The Svelte frontend loads channels.tsv first, then videos.tsv when you select a channel, then metadata.json only when you drill into a specific video. It runs entirely client-side – no server, no database – and works from file:// or any static HTTP server.

mykrok #

mykrok archives Strava activities with the same pattern (see also Vault Organization for its hive-partitioned directory layout):

data/
  athletes.tsv                        # all athletes
  athl=alice/
    athlete.json                      # per-athlete metadata
    sessions.tsv                      # all sessions for this athlete
    ses=2024-03-15T08-30/
      info.json                       # per-session detail
      tracking.parquet                # GPS/sensor data

A single self-contained mykrok.html file serves as the entire frontend. The hive-partitioned naming (athl=, ses=) means the same directory tree is directly queryable by DuckDB:

SELECT * FROM read_parquet('data/athl=*/ses=*/tracking.parquet',
                           hive_partitioning=true)
WHERE athl = 'alice' AND ses > '2024-01-01'

The pattern #

Both tools follow identical architecture:

  1. Collect raw data into per-item directories (one video, one session)
  2. Summarize upward into TSV indices at each grouping level
  3. Present via a static frontend that loads summaries first, detail on demand
  4. Store text in git, binaries in git-annex – the viewer never needs to know

This mirrors how BIDS organizes neuroimaging data: common metadata and summary files live at higher directory levels (dataset_description.json, participants.tsv) while per-subject, per-session detail lives deeper in the tree. The principle is the same regardless of artifact type.

Use-Case-Appropriate Tooling #

When data lives in standard formats rather than proprietary applications, you are free to choose the best viewer for each situation. The same videos.tsv or sessions.tsv can be opened in:

  • VisiData – a terminal-based interactive multitool for tabular data. Fast, keyboard-driven, handles millions of rows. No need for heavyweight spreadsheet applications. Sticking to basic tabular formats (TSV, CSV) like BIDS does naturally enables this kind of lightweight exploration – leading to use-case-specific customizations like ABCD-visidata for navigating the ABCD neuroimaging dataset.

  • Datasette – an “explore and publish” tool for SQLite databases. Load your TSVs into SQLite, and Datasette serves a searchable, faceted web interface plus a JSON API with a single command. Its datasette publish packages data + viewer into a Docker container for one-command deployment to cloud platforms. The philosophy is data in a box: the SQLite file is the durable artifact, the web UI is a generic, replaceable shell around it.

  • DuckDB – analytical SQL engine that reads TSV, Parquet, and hive-partitioned directory trees directly. No import step, no server, just SELECT against the files.

  • Pandas / Polars – for programmatic analysis in Python or Rust.

  • A custom Svelte/HTML frontend – for public-facing or project-specific views (as annextube and mykrok demonstrate).

None of these tools need to understand how the data was collected.

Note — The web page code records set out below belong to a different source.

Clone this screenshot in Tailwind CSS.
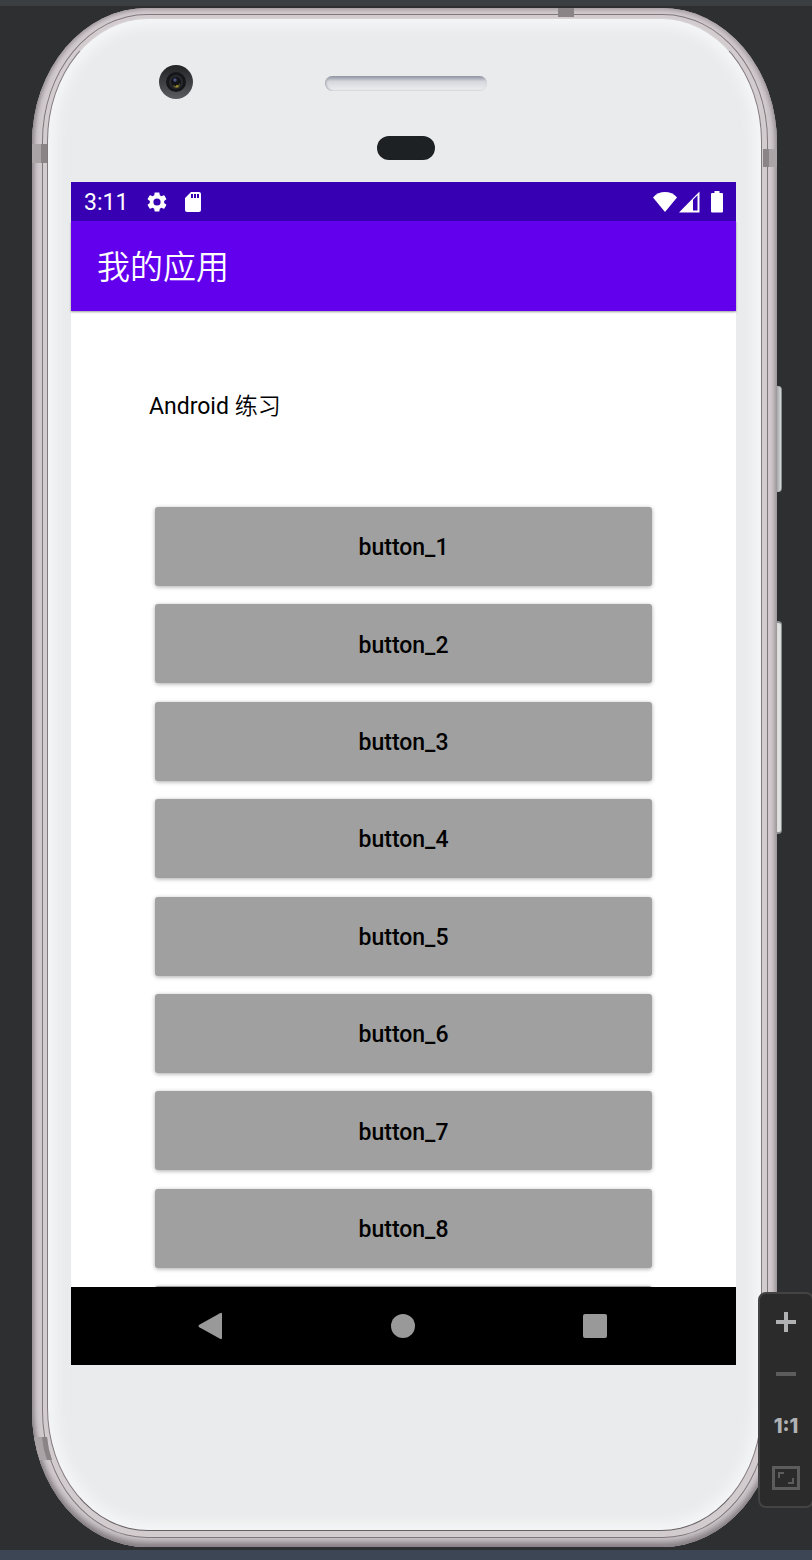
<!DOCTYPE html>
<html lang="zh-CN">
<head>
<meta charset="utf-8">
<meta name="viewport" content="width=device-width, initial-scale=1">
<title>我的应用</title>
<script src="https://cdn.jsdelivr.net/npm/@tailwindcss/browser@4"></script>
</head>
<body class="bg-[#2d2f31] font-['Roboto','Noto_Sans_CJK_SC',sans-serif]">
<div class="relative min-h-screen flex flex-col overflow-hidden">
  <div class="h-[6px] bg-[#3c3f41]"></div>

  <!-- Phone -->
  <div class="relative mt-[2px] mb-[3px] ml-8 mr-[35px]">
    <!-- Power and volume keys -->
    <div class="absolute -right-[5px] top-[378px] w-[7px] h-[106px] rounded-r-sm border-r border-[#8c8f90] bg-linear-to-r from-[#8d9191] to-[#d5d9da]"></div>
    <div class="absolute -right-[5px] top-[613px] w-[7px] h-[213px] rounded-r-sm border-r border-y-2 border-[#8c8f90] bg-linear-to-r from-[#a4a6a5] via-[#e4e6e3] to-[#d5d9d7]"></div>

    <!-- Metal rim -->
    <div class="relative overflow-hidden rounded-[115px/135px] bg-[#d1cacd] pt-[6px] pr-[9px] pb-[9px] pl-[10px] shadow-[inset_0_-5px_7px_#837c81,inset_2px_0_4px_#a39b9f,inset_-2px_2px_4px_#b5adb1]">
      <div class="rounded-[105px/127px] border border-[#80777c] bg-[#d3cccf] pt-[3px] pr-[5px] pb-[6px] pl-[4px]">
        <div class="rounded-[101px/123px] border border-t-[#d8d2d5] border-x-[#82797e] border-b-[#666064] bg-[#eaebec] shadow-[inset_0_0_12px_8px_#f4f5f6]">

          <!-- Camera, speaker, sensor -->
          <div class="relative h-[163px] flex flex-col items-center pl-[2px]">
            <div class="absolute left-[111px] top-[46px] size-[34px] rounded-full bg-linear-to-b from-[#222325] to-[#5b5c60] flex items-center justify-center">
              <div class="size-[20px] rounded-full bg-[#15161a] flex items-center justify-center">
                <svg class="size-[18px]" viewBox="0 0 18 18" aria-hidden="true"><circle cx="9" cy="9" r="7" fill="#292a2d"/><circle cx="9" cy="9" r="5" fill="#131418"/><circle cx="8" cy="7" r="1.7" fill="#50558a"/><path d="M6 12c3 2 5 1 7-2l-1 4c-2 2-5 1-6-2z" fill="#6c6726"/><circle cx="10" cy="13" r="1" fill="#a79339"/></svg>
              </div>
            </div>
            <div class="mt-[57px] w-[162px] h-[15px] rounded-full bg-linear-to-b from-[#8e919f] via-[#d4d6dc] via-35% to-[#eff0f1] shadow-[inset_1px_0_2px_#a0a3ad]"></div>
            <div class="mt-[45px] w-[58px] h-[24px] rounded-full bg-[#1e2124]"></div>
          </div>

          <!-- Screen -->
          <div class="ml-[23px] mr-[25px] bg-white text-black">
            <div class="h-[39px] bg-[#3700b3] text-white flex items-center pl-[13px] pr-[13px]">
              <span class="text-[23px] leading-[39px] w-[61px] pt-[2px]">3:11</span>
              <svg class="size-[24px]" viewBox="0 0 24 24" fill="currentColor" aria-hidden="true"><path d="M19.14 12.94c.04-.3.06-.61.06-.94s-.02-.64-.07-.94l2.03-1.58c.18-.14.23-.41.12-.61l-1.92-3.32c-.12-.22-.37-.29-.59-.22l-2.39.96c-.5-.38-1.03-.7-1.62-.94l-.36-2.54c-.04-.24-.24-.41-.48-.41h-3.84c-.24 0-.43.17-.47.41l-.36 2.54c-.59.24-1.13.57-1.62.94l-2.39-.96c-.22-.08-.47 0-.59.22L2.74 8.87c-.12.21-.08.47.12.61l2.03 1.58c-.05.3-.09.63-.09.94s.02.64.07.94l-2.03 1.58c-.18.14-.23.41-.12.61l1.92 3.32c.12.22.37.29.59.22l2.39-.96c.5.38 1.03.7 1.62.94l.36 2.54c.05.24.24.41.48.41h3.84c.24 0 .44-.17.47-.41l.36-2.54c.59-.24 1.13-.56 1.62-.94l2.39.96c.22.08.47 0 .59-.22l1.92-3.32c.12-.22.07-.47-.12-.61zM12 15.6A3.6 3.6 0 1 1 12 8.4a3.6 3.6 0 0 1 0 7.2z"/></svg>
              <svg class="size-[24px] ml-[12px]" viewBox="0 0 24 24" fill="currentColor" aria-hidden="true"><path d="M18 2h-8L4 8v12c0 1.100.9 2 2 2h12c1.100 0 2-.9 2-2V4c0-1.100-.9-2-2-2zm-6 6h-2V4h2zm3 0h-2V4h2zm3 0h-2V4h2z"/></svg>
              <svg class="w-[24px] h-[22px] ml-auto" viewBox="0 0 24 22" fill="currentColor" aria-hidden="true"><path d="M12 21 0 6.500C6-.8 18-.8 24 6.500z"/></svg>
              <svg class="w-[21px] h-[22px] ml-[2px]" viewBox="0 0 21 22" fill="currentColor" aria-hidden="true"><path fill-rule="evenodd" d="M0 21.500 20.500.5v21zM14 8.700v10.800h4.500V4.200z"/></svg>
              <svg class="w-[12px] h-[22px] ml-[11px]" viewBox="0 0 12 22" fill="currentColor" aria-hidden="true"><path d="M3.500 0h5v2H11q1 0 1 1v17.500q0 1-1 1H1q-1 0-1-1V3q0-1 1-1h2.500z"/></svg>
            </div>
            <header class="relative h-[90px] bg-[#6200ee] text-white flex items-center pl-[26px] pt-[4px] shadow-[0_1px_2px_#00000066]">
              <h1 class="text-[33px] leading-[48px] font-[350]">我的应用</h1>
            </header>

            <main class="h-[976px] overflow-hidden px-[78px] pt-[80px]">
              <p class="text-[23px] leading-8">Android <span class="font-[350]">练习</span></p>
              <div class="mt-[84px] mx-[6px] h-[858px] flex flex-col justify-between text-[23px] font-medium">
                <button type="button" class="h-[79px] pt-[4px] rounded-[3px] bg-[#a0a0a0] shadow-[0_1px_4px_#00000055]">button_1</button>
                <button type="button" class="h-[79px] pt-[4px] rounded-[3px] bg-[#a0a0a0] shadow-[0_1px_4px_#00000055]">button_2</button>
                <button type="button" class="h-[79px] pt-[4px] rounded-[3px] bg-[#a0a0a0] shadow-[0_1px_4px_#00000055]">button_3</button>
                <button type="button" class="h-[79px] pt-[4px] rounded-[3px] bg-[#a0a0a0] shadow-[0_1px_4px_#00000055]">button_4</button>
                <button type="button" class="h-[79px] pt-[4px] rounded-[3px] bg-[#a0a0a0] shadow-[0_1px_4px_#00000055]">button_5</button>
                <button type="button" class="h-[79px] pt-[4px] rounded-[3px] bg-[#a0a0a0] shadow-[0_1px_4px_#00000055]">button_6</button>
                <button type="button" class="h-[79px] pt-[4px] rounded-[3px] bg-[#a0a0a0] shadow-[0_1px_4px_#00000055]">button_7</button>
                <button type="button" class="h-[79px] pt-[4px] rounded-[3px] bg-[#a0a0a0] shadow-[0_1px_4px_#00000055]">button_8</button>
                <button type="button" class="h-[79px] pt-[4px] rounded-[3px] bg-[#a0a0a0] shadow-[0_1px_4px_#00000055]" aria-label="button_9"></button>
              </div>
            </main>

            <nav class="h-[78px] bg-black flex justify-center pr-[2px] text-[#999]" aria-label="系统导航">
              <button type="button" class="w-48 flex items-center justify-center" aria-label="返回"><svg class="w-[26px] h-[28px]" viewBox="0 0 26 28" fill="currentColor" aria-hidden="true"><path d="M.5 14q0-.7.8-1.300L22 1.200q2-1 2 .8v24q0 1.800-2 .8L1.300 15.300Q.5 14.700.5 14z"/></svg></button>
              <button type="button" class="w-48 flex items-center justify-center" aria-label="主页"><span class="size-[24px] rounded-full bg-current"></span></button>
              <button type="button" class="w-48 flex items-center justify-center" aria-label="最近任务"><span class="size-[24px] rounded-[2px] bg-current"></span></button>
            </nav>
          </div>
          <div class="h-[165px]"></div>
        </div>
      </div>

      <!-- Antenna bands -->
      <div class="absolute left-0 top-[136px] w-[15px] h-[19px] bg-linear-to-r from-[#aaa4a7] from-60% to-[#8b8487] to-60%"></div>
      <div class="absolute right-0 top-[141px] w-[14px] h-[18px] bg-linear-to-r from-[#8b8487] from-45% to-[#aaa4a7] to-45%"></div>
      <div class="absolute left-[526px] top-0 w-[16px] h-[9px] bg-[#8b8487]"></div>
      <svg class="absolute left-0 bottom-[87px] w-[20px] h-[23px]" viewBox="0 0 20 23" aria-hidden="true"><path d="M0 0h15q1 12 5 23H0z" fill="#aaa4a7"/><path d="M10 0h5q1 12 5 23h-5q-4-11-5-23z" fill="#8b8487"/></svg>
    </div>
  </div>

  <div class="grow min-h-[10px] bg-[#3c4655]"></div>

  <!-- Zoom controls floating over the emulator -->
  <div class="absolute -right-[2px] bottom-[52px] w-[56px] h-[216px] rounded-[8px] border-2 border-[#434343] bg-[#2b2b2b] flex flex-col items-center py-[2px] text-[#afb1b3]" role="toolbar">
    <button type="button" class="w-full h-[52px] flex items-center justify-center" aria-label="放大"><svg class="size-[20px]" viewBox="0 0 20 20" fill="currentColor" aria-hidden="true"><path d="M8 0h4v8h8v4h-8v8H8v-8H0V8h8z"/></svg></button>
    <button type="button" class="w-full h-[52px] flex items-center justify-center text-[#5c5c5c]" aria-label="缩小"><span class="w-[20px] h-[4px] bg-current"></span></button>
    <button type="button" class="w-full h-[52px] font-['Inter',sans-serif] text-[20px] font-extrabold">1:1</button>
    <button type="button" class="w-full h-[52px] flex items-center justify-center text-[#5c5c5c]" aria-label="适应窗口"><svg class="w-[28px] h-[24px]" viewBox="0 0 28 24" fill="currentColor" aria-hidden="true"><path fill-rule="evenodd" d="M0 0h28v24H0zM3 3v18h22V3z"/><path d="M6 6h6v2H8v4H6zM22 18h-6v-2h4v-4h2z"/></svg></button>
  </div>
</div>
</body>
</html>
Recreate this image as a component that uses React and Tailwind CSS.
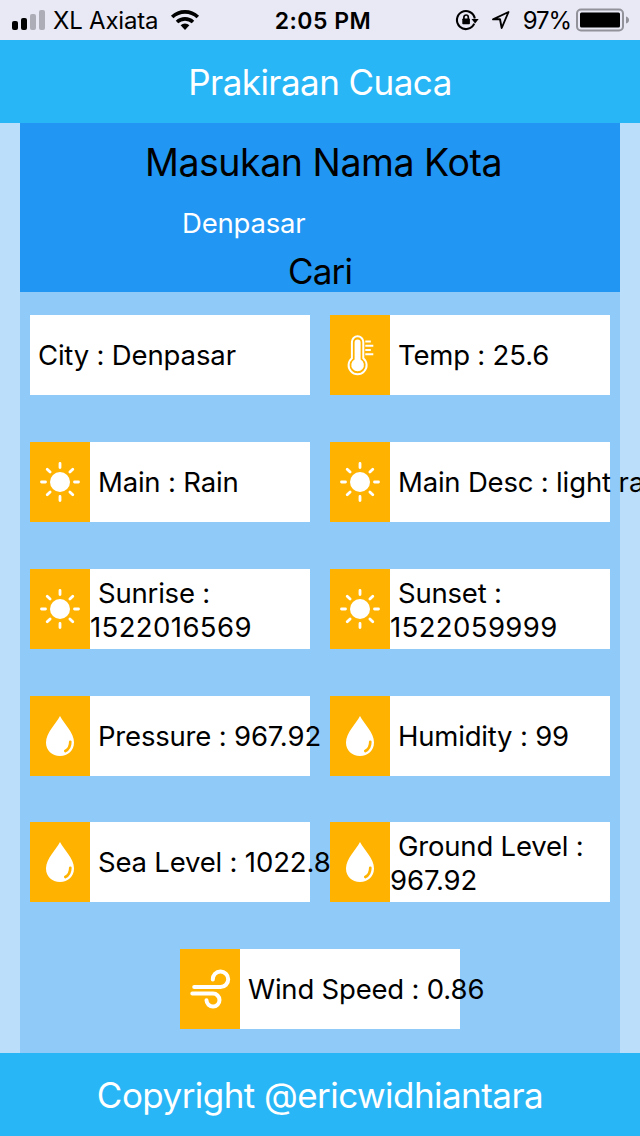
import React from 'react';

function Sun() {
  return (
    <svg viewBox="0 0 60 80" className="h-20 w-[60px]" fill="none" stroke="#fff" strokeWidth="2.8" strokeLinecap="round">
      <circle cx="30" cy="40" r="10" fill="#fff" stroke="none" />
      <path d="M30 21.500v4M30 54.500v4M11.500 40h4M44.500 40h4M17.200 27.200l2.900 2.900M39.900 49.900l2.900 2.900M42.800 27.200l-2.900 2.900M20.100 49.900l-2.900 2.900" />
    </svg>
  );
}

function Drop() {
  return (
    <svg viewBox="0 0 60 80" className="h-20 w-[60px]">
      <path d="M30 20C26 28 16 36.500 16 46.500C16 54.500 22 60 30 60S44 54.500 44 46.500C44 36.500 34 28 30 20Z" fill="#fff" />
      <path d="M40.300 45.800C40.300 50.500 38.500 53.500 35.300 55" fill="none" stroke="#ffb300" strokeWidth="2.7" strokeLinecap="round" />
    </svg>
  );
}

function Thermometer() {
  return (
    <svg viewBox="0 0 60 80" className="h-20 w-[60px]" fill="none" stroke="#fff">
      <path d="M21.900 43.200V27a5.700 5.700 0 0 1 11.400 0V43.200a9 9 0 1 1-11.400 0Z" strokeWidth="2" />
      <path d="M24.600 27.500a3 3 0 0 1 6 0V44.400a6.300 6.300 0 1 1-6 0Z" fill="#fff" stroke="none" />
      <path d="M35.300 26.500h5.500M35.300 30.700h8M35.300 35h5.500M35.300 39.300h8" strokeWidth="2" />
    </svg>
  );
}

function Wind() {
  return (
    <svg viewBox="0 0 60 80" className="h-20 w-[60px]" fill="none" stroke="#fff" strokeWidth="4" strokeLinecap="round">
      <path d="M14.200 38H40.500a7.700 7.700 0 1 0-7.700-7.500M12.300 44.600H33a6.500 6.500 0 1 1-6.500 6.700" />
    </svg>
  );
}

function Card({ icon: Icon, label, value, wrap }) {
  return (
    <div className="relative mb-[0.4px] flex h-20 w-[280px] items-center bg-white">
      {Icon && (
        <div className="h-20 w-[60px] shrink-0 bg-[#ffb300]">
          <Icon />
        </div>
      )}
      <p className={`whitespace-nowrap text-[27.5px] leading-[34px] tracking-[-0.2px] ${wrap ? 'pt-0.5' : ''}`}>
        <span className="pl-2">{label} :</span>
        {wrap ? <br /> : ' '}
        <span className={value.length > 9 && wrap ? 'tracking-[0.4px]' : 'tracking-[-0.1px]'}>{value}</span>
      </p>
    </div>
  );
}

function Row({ children }) {
  return <div className="flex flex-1 items-center justify-center gap-5">{children}</div>;
}

function StatusBar() {
  return (
    <div className="grid h-10 shrink-0 grid-cols-[1fr_auto_1fr] items-center bg-[#e9e9f6] text-[24px]">
      <div className="flex items-center pl-3">
        <svg width="34" height="24" viewBox="0 0 34 24">
          <rect x="0" y="13" width="6" height="9" rx="2" />
          <rect x="9" y="10" width="6" height="12" rx="2" />
          <rect x="18" y="6" width="6" height="16" rx="2" fill="#adadb7" />
          <rect x="27" y="2" width="6" height="20" rx="2" fill="#adadb7" />
        </svg>
        <span className="ml-[7px] pt-px tracking-[-0.2px]">XL Axiata</span>
        <svg className="ml-3" width="30" height="22" viewBox="0 0 30 22" fill="none" stroke="#000" strokeWidth="3.600">
          <path d="M2.200 8a18.500 18.500 0 0 1 25.600 0M7 13a11.700 11.700 0 0 1 16 0" />
          <path d="M10.600 16.200a6.500 6.500 0 0 1 8.800 0L15 21Z" fill="#000" stroke="none" />
        </svg>
      </div>
      <span className="pl-1.5 pt-[2px] text-[23px] font-semibold tracking-[0.5px]">2:05 PM</span>
      <div className="flex items-center justify-end pr-2.5">
        <svg width="24" height="24" viewBox="0 0 24 24" fill="none" stroke="#000" strokeWidth="2.100">
          <path d="M19.200 15.600A9 9 0 1 1 19.800 10.500" />
          <path d="M16.500 11h7.200l-3.600 4.500Z" fill="#000" stroke="none" />
          <rect x="7.300" y="10.500" width="7.600" height="5.800" rx=".8" fill="#000" stroke="none" />
          <path d="M8.900 11V9.200a2.200 2.200 0 0 1 4.400 0V11" strokeWidth="1.700" />
        </svg>
        <svg className="ml-3" width="20" height="22" viewBox="0 0 20 22" fill="none" stroke="#000" strokeWidth="1.900">
          <path d="M17.500 3L2 10.300H9L10.700 19Z" strokeLinejoin="round" />
        </svg>
        <span className="ml-3 pt-px tracking-[-1.1px]">97%</span>
        <svg className="ml-[5px]" width="54" height="24" viewBox="0 0 54 24">
          <rect x="1" y="1.500" width="46" height="21" rx="4" fill="none" stroke="#92929a" strokeWidth="2" />
          <rect x="4" y="4.500" width="40" height="15" rx="1.500" />
          <path d="M50 8.500q3 1 3 3.500t-3 3.500Z" fill="#92929a" />
        </svg>
      </div>
    </div>
  );
}

export default function App() {
  return (
    <div className="flex h-[1136px] w-[640px] flex-col overflow-hidden bg-[#bbdefb] font-[Inter,sans-serif] text-black">
      <StatusBar />
      <header className="flex h-[83px] shrink-0 items-center justify-center bg-[#29b6f6] pt-px text-[35px] tracking-[-0.55px] text-white">
        <h1>Prakiraan Cuaca</h1>
      </header>
      <main className="mx-5 flex flex-1 flex-col bg-[#90caf9]">
        <section className="flex h-[169px] flex-col bg-[#2196f3]">
          <h2 className="mt-[17px] pl-[7px] text-center text-[37.5px] leading-[46px] tracking-[-0.45px]">Masukan Nama Kota</h2>
          <p className="ml-[162px] mt-5 text-[27.5px] leading-[34px] tracking-[-0.2px] text-white">Denpasar</p>
          <p className="mt-2.5 text-center text-[35px] leading-[42px] tracking-[-0.8px]">Cari</p>
        </section>
        <section className="flex flex-1 flex-col pb-[0.2px]">
          <Row>
            <Card label="City" value="Denpasar" />
            <Card icon={Thermometer} label="Temp" value="25.6" />
          </Row>
          <Row>
            <Card icon={Sun} label="Main" value="Rain" />
            <Card icon={Sun} label="Main Desc" value="light rain" />
          </Row>
          <Row>
            <Card icon={Sun} label="Sunrise" value="1522016569" wrap />
            <Card icon={Sun} label="Sunset" value="1522059999" wrap />
          </Row>
          <Row>
            <Card icon={Drop} label="Pressure" value="967.92" />
            <Card icon={Drop} label="Humidity" value="99" />
          </Row>
          <Row>
            <Card icon={Drop} label="Sea Level" value="1022.8" />
            <Card icon={Drop} label="Ground Level" value="967.92" wrap />
          </Row>
          <Row>
            <Card icon={Wind} label="Wind Speed" value="0.86" />
          </Row>
        </section>
      </main>
      <footer className="flex h-[83px] shrink-0 items-center justify-center bg-[#29b6f6] pt-0.5 text-[35px] tracking-[-0.55px] text-white">
        Copyright @ericwidhiantara
      </footer>
    </div>
  );
}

They operate on the summarized, structured output – the frozen frontier that the ingestion pipeline established.

Contrast with Coupled Approaches #

Many tools merge data and presentation into a single artifact:

  • Google Sheets / Excel – data, formulas, charts, and formatting are one inseparable blob. Collaboration requires the same tool. Export to CSV loses the visualizations; keep the .xlsx and you are locked in.

  • Jupyter notebooks – mix code, data, and rendered output. Useful for exploration, but the notebook is the visualization. Extracting the underlying data for a different viewer requires effort.

  • SaaS dashboards (Grafana, Notion databases, Airtable) – data lives inside the platform. Export is an afterthought. When the service changes or shuts down, both data and visualization disappear.

The con/serve approach inverts this: archive the data first, in standard formats, under version control. Then attach whatever viewer suits the moment – and replace it freely when something better comes along.

Relation to Other Concepts #

  • Frozen Frontiers – each summarization level is a frozen frontier: a working surface for the next stage that does not require loading everything below it.

  • Vault Organization – hive partitioning, BIDS layouts, and the directory conventions that make hierarchical summarization possible.

  • Ingestion Patterns – the collection stage that produces the raw data the separation principle then structures and surfaces.